It was crisp weather on an early morning when Ahram Online was invited to Kela headquarters in Helsinki, Finland.
A smiley communication representative, Olga Gassen, expecting a child herself, was quick to introduce the place that is associated with one of Finland’s oldest traditions: the maternity box.
"In Finland, they take pride in a number of qualities, like the renowned Finnish grit, and the idea of equality," she said. "The latter has for a very long time manifested itself in many forms, on top of which comes Finland's maternity package, whose main slogan is to give every citizen an equal start to life."
Gassen explained further: "Every Finnish mother receives a maternity grant before a baby is born; around 60,000 maternity grants are given out each year,“ she said.
A choice is given between a cash grant, or a maternity package in the form of a box that functions as a crib for the baby in the early months, and contains clothing and baby care products.
There are altogether 60 different items in the box. The maternity package is not commercially available. It is available solely as a benefit offered under the Finnish social security system.
The items it contains are sourced through a competitive bidding process complying with EU law.
The story of a box
Gassen narrated the story of how maternity grants were prompted by concerns over declining birth rates and high infant mortality.
Box in the fifties( Finish labor museum)
"The story of the box started as a way to help out mothers with lesser incomes, at a time when a safe and a hygienic bed to put the baby in was not something all Finnish women could afford.
"The box goes back a long time, when the Maternity Grants Act came into effect in 1937, and about two thirds of new mothers received the grant at that time.
"Starting 1949, the benefit was granted to all expectant mothers regardless of the family's level of income,“ Gassen continued.
Gassen explained how the box through the years became a popular family staple, with expectant families of all backgrounds awaiting the announcement of the new design of the box and its contents, and with generations subsequently acknowledging that they belong to the same time phase due to similar outfits they shared from the box contents as infants.
A matter of public health
"The grant served also as a tool of public health forming a bridge between families and the maternity clinic system.

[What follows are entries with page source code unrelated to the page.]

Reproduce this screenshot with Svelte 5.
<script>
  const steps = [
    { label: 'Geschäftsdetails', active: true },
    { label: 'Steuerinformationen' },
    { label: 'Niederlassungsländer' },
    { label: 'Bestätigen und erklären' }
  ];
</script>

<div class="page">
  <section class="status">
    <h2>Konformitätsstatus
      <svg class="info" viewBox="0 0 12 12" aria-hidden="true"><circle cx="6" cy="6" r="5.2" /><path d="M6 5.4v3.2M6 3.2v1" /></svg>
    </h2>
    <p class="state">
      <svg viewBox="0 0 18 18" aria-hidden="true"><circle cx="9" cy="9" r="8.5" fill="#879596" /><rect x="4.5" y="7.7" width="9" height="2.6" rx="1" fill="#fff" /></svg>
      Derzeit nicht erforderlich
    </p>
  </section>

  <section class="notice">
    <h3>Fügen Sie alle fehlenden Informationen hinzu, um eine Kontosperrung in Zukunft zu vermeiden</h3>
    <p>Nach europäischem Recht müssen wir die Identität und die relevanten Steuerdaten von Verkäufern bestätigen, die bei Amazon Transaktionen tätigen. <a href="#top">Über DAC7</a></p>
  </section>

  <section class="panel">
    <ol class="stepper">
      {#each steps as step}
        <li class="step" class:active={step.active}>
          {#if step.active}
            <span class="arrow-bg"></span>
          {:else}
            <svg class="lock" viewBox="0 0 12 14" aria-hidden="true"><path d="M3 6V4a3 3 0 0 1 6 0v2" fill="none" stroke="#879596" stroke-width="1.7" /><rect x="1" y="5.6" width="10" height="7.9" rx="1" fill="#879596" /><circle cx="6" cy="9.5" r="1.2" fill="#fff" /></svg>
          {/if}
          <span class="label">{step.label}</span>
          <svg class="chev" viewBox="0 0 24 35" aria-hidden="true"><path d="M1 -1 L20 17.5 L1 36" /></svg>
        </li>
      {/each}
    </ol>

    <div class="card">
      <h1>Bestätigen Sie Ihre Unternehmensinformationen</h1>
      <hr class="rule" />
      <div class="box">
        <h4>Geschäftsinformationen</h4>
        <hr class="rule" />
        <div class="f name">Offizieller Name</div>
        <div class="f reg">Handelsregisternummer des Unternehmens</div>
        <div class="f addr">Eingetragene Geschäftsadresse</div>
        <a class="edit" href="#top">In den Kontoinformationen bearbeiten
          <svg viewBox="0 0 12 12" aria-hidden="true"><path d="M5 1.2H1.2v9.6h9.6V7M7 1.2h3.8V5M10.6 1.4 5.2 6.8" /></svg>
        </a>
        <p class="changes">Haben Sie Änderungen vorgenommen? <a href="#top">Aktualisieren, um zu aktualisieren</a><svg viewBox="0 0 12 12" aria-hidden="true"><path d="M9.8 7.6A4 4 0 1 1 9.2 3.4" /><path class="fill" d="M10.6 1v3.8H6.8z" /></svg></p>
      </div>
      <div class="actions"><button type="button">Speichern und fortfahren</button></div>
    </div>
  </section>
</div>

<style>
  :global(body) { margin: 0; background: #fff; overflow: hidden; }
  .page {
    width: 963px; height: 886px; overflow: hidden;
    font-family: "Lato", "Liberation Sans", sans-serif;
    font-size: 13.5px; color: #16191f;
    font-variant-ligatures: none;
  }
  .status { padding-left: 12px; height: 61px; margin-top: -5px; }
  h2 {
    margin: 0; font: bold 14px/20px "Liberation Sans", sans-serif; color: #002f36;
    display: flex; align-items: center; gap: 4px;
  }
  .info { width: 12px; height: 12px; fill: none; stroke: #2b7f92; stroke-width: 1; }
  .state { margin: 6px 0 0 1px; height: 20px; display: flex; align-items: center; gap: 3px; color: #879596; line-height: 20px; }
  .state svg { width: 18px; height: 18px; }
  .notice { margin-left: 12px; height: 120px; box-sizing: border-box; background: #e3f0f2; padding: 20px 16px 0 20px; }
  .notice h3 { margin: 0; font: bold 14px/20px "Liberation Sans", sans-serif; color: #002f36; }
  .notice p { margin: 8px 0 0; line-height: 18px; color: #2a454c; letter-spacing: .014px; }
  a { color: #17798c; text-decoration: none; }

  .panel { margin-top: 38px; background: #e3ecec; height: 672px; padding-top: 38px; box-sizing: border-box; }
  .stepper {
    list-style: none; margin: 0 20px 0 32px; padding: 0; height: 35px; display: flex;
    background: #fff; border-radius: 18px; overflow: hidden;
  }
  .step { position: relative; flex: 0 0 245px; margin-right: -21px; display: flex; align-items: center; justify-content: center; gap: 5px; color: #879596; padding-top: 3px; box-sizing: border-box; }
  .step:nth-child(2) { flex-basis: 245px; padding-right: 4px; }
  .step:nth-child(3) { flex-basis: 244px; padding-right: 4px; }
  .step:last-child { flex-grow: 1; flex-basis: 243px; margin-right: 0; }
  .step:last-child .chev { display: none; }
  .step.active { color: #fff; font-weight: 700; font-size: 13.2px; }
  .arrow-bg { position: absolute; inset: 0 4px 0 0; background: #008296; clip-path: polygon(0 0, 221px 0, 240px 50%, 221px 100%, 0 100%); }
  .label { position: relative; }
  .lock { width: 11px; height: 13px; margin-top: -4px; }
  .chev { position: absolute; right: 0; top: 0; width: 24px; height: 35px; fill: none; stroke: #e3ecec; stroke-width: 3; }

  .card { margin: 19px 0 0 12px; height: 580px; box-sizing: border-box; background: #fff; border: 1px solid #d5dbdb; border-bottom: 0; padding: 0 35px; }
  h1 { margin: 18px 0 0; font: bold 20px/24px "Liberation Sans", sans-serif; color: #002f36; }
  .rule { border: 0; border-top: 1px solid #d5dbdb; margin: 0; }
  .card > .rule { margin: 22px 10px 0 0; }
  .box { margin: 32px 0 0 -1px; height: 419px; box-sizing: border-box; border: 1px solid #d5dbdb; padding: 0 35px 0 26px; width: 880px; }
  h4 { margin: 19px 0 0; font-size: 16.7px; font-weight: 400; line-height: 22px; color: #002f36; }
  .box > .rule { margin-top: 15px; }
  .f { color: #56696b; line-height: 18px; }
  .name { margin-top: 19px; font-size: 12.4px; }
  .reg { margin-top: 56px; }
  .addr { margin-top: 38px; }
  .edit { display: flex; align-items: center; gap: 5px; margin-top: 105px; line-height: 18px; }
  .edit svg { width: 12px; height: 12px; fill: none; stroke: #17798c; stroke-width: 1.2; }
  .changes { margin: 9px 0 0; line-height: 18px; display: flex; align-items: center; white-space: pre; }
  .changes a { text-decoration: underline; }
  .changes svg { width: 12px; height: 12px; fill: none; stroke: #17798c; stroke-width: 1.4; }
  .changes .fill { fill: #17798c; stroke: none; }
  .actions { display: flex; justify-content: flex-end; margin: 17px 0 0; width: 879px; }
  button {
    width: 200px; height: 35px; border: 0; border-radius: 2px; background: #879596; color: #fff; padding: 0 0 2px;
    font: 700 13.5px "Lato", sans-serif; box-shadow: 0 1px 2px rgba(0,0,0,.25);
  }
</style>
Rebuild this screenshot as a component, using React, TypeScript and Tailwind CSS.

As result maternity and infant health became one of the best worldwide, partly due to the maternity grant and associated health checks," she said
Olga Gassen telling the story of the box( Photo: Ingy Deif for Ahram Online)
Gassen stressed that there are many other facets to the box.
“The box remains faithful to many of its original contents like multipurpose muslin squares which are basically the same since the early years, and in line with a commitment to preserving the environment, cloth nappies were included as of 2006, whereas disposable ones were left out in 2009, reducing the number of the latter ending up in landfill sites by 700,000 a year.
"Not only does the box serve the idea of equality, which is deeply rooted in the country, and connects families with the robust maternity clinic system, it is also a platform for students to compete in design, environmentalists to implement Finland's commitment to being eco-friendly, and experts in education to help introduce into mainstream society ideas that help connect parents with toddlers through some of the contents, like books and stories to share and read.
“On top of all benefits mentioned, the idea of the box remains mainly a source of joy to the Fins, and its success prompted other countries like Ireland to implement the same idea recently,” Gassen concluded.
Finland has revamped itself in the last century, and one of its great success stories was in healthcare.
Healthcare in the country of only 5.5 million citizens is state of the art, with leading positions in terms of diagnostics, life expectancy and satisfactory universal quality healthcare.
It is in the Finnish constitution that the state is responsible to promote welfare, health and security, offering universal access to healthcare to all residents.
For several years now, the fabrics included in the maternity package have been in neutral colours, making them suitable for both girls and boys and more easily matched with other colours. Before the mid-1970s, the principal colour was typically white.
The maternity package is updated yearly in response to feedback from parents. While the range of items remains largely the same, the colours and patterns change, and some completely new items are added as well.